今日は中秋の名月とのことだ。
小さな頃に「今夜はお月見の日だから…」とおばあちゃんが団子などを支度していたことがあったのも朧気ながら覚えているが、特に改まって月見をしたことはそんなにない。
大人になってから、何か理由をつけては酒を飲んだり遊んだりするための「ある種どうでもいいきっかけ」として月を見ることも増えた。こういう人はSNSが普及してから更に多くなったはずだ。
特に雅やかなことにも季節風情にも本質的には興味も持っていないのに、SNS上で知った情報に乗って承認欲求を満たすためだけに月を見る(…というか、月を見ることよりも写真を撮ってSNSにあげるだけの)人も多い。「人も」というよりも、そういう人ばかりでないかと思う。
大学生の頃、花見のようなノリで「月見宴会」を開いたことがある。9月の中旬は夜になっても暑いことが多く、年によっては気持ちの良い夜風に吹かれることもあったが、汗だくになって涼しい居酒屋に駆け込むことが多かった。

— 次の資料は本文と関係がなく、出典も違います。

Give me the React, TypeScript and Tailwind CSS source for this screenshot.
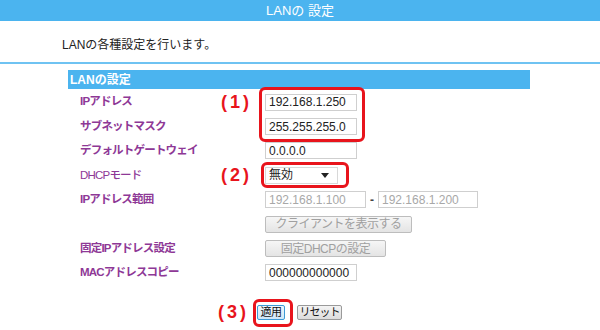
import React from "react";

const font = { fontFamily: '"Liberation Sans", "Noto Sans CJK JP", sans-serif' };

function Label({ children }: { children: React.ReactNode }) {
  return (
    <div className="w-[141px] text-[11.5px] font-bold text-[#8e3896] tracking-[-0.8px] leading-none whitespace-nowrap">
      {children}
    </div>
  );
}

function Marker({ children }: { children?: React.ReactNode }) {
  return (
    <div className="w-[44px] text-[18px] font-bold text-[#e8141c] tracking-[3px] leading-none">
      {children}
    </div>
  );
}

function TextBox({ value, w = "w-[92px]", disabled = false }: { value: string; w?: string; disabled?: boolean }) {
  return (
    <div
      className={`${w} h-[17px] border border-[#cfcfcf] bg-white flex items-center pl-[3px] text-[12px] leading-none ${
        disabled ? "text-[#a8a8a8]" : "text-[#222]"
      }`}
    >
      {value}
    </div>
  );
}

function GrayButton({ children, w }: { children: React.ReactNode; w: string }) {
  return (
    <div
      className={`${w} h-[17px] border border-[#bdbdbd] rounded-[2px] bg-gradient-to-b from-[#f6f6f6] to-[#e4e4e4] flex items-center justify-center text-[12px] text-[#a0a0a0] leading-none whitespace-nowrap tracking-[-0.5px]`}
    >
      {children}
    </div>
  );
}

export default function App() {
  return (
    <div className="w-[600px] h-[330px] bg-white overflow-hidden" style={font}>
      <div className="h-[21px] bg-[#4bb4ef] flex items-center justify-center text-white text-[13px]">
        LANの 設定
      </div>
      <div className="h-[43px] border-b-2 border-[#6fc3f2] pl-[62px] pt-[18px] text-[12px] text-[#222] leading-none">
        LANの各種設定を行います。
      </div>
      <div className="ml-[68px] w-[462px] mt-[6px] h-[19px] bg-[#4bb4ef] text-white text-[12px] font-bold flex items-center pl-[2px]">
        LANの設定
      </div>
      <div className="pl-[80px] pt-[1px] flex flex-col">
        <div className="h-[24.4px] flex items-center">
          <Label>IPアドレス</Label>
          <Marker>(1)</Marker>
          <div className="relative">
            <TextBox value="192.168.1.250" />
            <div className="absolute top-[-7px] left-[-6px] w-[106px] h-[55px] rounded-[6px] border-[3px] border-[#e8141c]" />
          </div>
        </div>
        <div className="h-[24.4px] flex items-center">
          <Label>サブネットマスク</Label>
          <Marker />
          <TextBox value="255.255.255.0" />
        </div>
        <div className="h-[24.4px] flex items-center">
          <Label>デフォルトゲートウェイ</Label>
          <Marker />
          <TextBox value="0.0.0.0" />
        </div>
        <div className="h-[24.4px] flex items-center">
          <Label>
            <span className="font-medium">DHCPモード</span>
          </Label>
          <Marker>(2)</Marker>
          <div className="relative">
            <div className="w-[73px] h-[17px] border border-[#d8d8d8] bg-white flex items-center justify-between pl-[3px] pr-[8px] text-[12px] text-[#222] leading-none">
              <span>無効</span>
              <svg width="8" height="5" viewBox="0 0 8 5">
                <path d="M0 0 L8 0 L4 5 Z" fill="#222" />
              </svg>
            </div>
            <div className="absolute top-[-5px] left-[-4px] w-[88px] h-[26px] rounded-[6px] border-[3px] border-[#e8141c]" />
          </div>
        </div>
        <div className="h-[24.4px] flex items-center">
          <Label>IPアドレス範囲</Label>
          <Marker />
          <TextBox value="192.168.1.100" w="w-[101px]" disabled />
          <div className="w-[12px] text-center text-[12px] font-bold text-[#444]">-</div>
          <TextBox value="192.168.1.200" w="w-[100px]" disabled />
        </div>
        <div className="h-[24.4px] flex items-center">
          <Label> </Label>
          <Marker />
          <GrayButton w="w-[147px]">クライアントを表示する</GrayButton>
        </div>
        <div className="h-[24.4px] flex items-center">
          <Label>固定IPアドレス設定</Label>
          <Marker />
          <GrayButton w="w-[121px]">固定DHCPの設定</GrayButton>
        </div>
        <div className="h-[24.4px] flex items-center">
          <Label>MACアドレスコピー</Label>
          <Marker />
          <TextBox value="000000000000" />
        </div>
      </div>
      <div className="mt-[18px] ml-[218px] flex items-center">
        <div className="w-[39px] text-[18px] font-bold text-[#e8141c] tracking-[3px] leading-none">(3)</div>
        <div className="relative">
          <div className="w-[28px] h-[15px] border border-[#3d9ad6] rounded-[2px] bg-gradient-to-b from-[#eef7fd] to-[#cfe7f7] flex items-center justify-center text-[11px] text-[#111] leading-none whitespace-nowrap tracking-[-0.5px]">
            適用
          </div>
          <div className="absolute top-[-6px] left-[-4px] w-[40px] h-[28px] rounded-[6px] border-[3px] border-[#e8141c]" />
        </div>
        <div className="ml-[12px] w-[45px] h-[15px] border border-[#9a9a9a] rounded-[2px] bg-gradient-to-b from-[#f4f4f4] to-[#dcdcdc] flex items-center justify-center text-[11px] text-[#111] leading-none whitespace-nowrap tracking-[-1px]">
          リセット
        </div>
      </div>
    </div>
  );
}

これは近年になり更に顕著になっていて、9月の中旬というのは夜になってもエアコンの効いていない屋外で過ごすのは嫌な気候である。なんとか季節行事を楽しみたいと思って、ベランダに出て月を見ながら過ごしたりもするのだが、気持ちの良い夜風が吹くことも滅多になく実は不快な夜だったりする。
芋名月の名のように、収穫された芋とともに楽しむにもまだ夏すぎる。収穫物も気候も時期的にズレているのだから、僕は「後の名月」を月見の時期として捉えることにする。
さて、不快な暑い夜の「中秋の名月」だが、これに便乗した「月見◯◯」への違和感が拭えない。昨日、こちらにも記した月見バーガーだけでなく、牛丼屋各店でも「月見牛丼」みたいなやつのTVCMをやっていた。
牛丼に玉子を落とす…なんて四季を問わずに当たり前の事だ。何か多少の手を加えたものであっても、基本的には販促の手立てとして大した商品でもないものを「月見」という宣伝文句で売りつけようという賤しい行為だ。
この連休中にテレビを見ていると「こうした賤しいCM」が流れること流れること…。玉子が加えられただけのものを大層美味いもののように喧伝する映像を見ながら、この違和感の原因に気が付いた。僕はこの時期に限らず、常日頃から「月見メニュー」を食べているからなのだ。
この7月以降、僕が食べて写真を撮っていた月見メニューたち。玉子かけご飯とかインスタントラーメンなど、普通のメシ過ぎて写真を撮らないものの方が多いから、写真で紹介したよりももっと多くの「玉子を落として加えただけの献立」を食べている。
玉子を食べる、それも崩さずに月見にして食べる…なんてことは大した手間でもなければ本当に普通のことなのだ。各種ファストフード店で売られている「月見◯◯」をさぞかし有り難いもののように扱い、大喜びして食べている人の気が知れない。
そんなに月見と玉子が好きならば、今夜は目玉焼きを焼いて(なんならレンジで温めた偽モノの蒸し目玉焼きにして)、暑い屋外に出て月を見ればいいのに…と思う。まあ、ファストフードの月見メニューを好きな人は目玉焼きすら自分で作らないのかも知れない。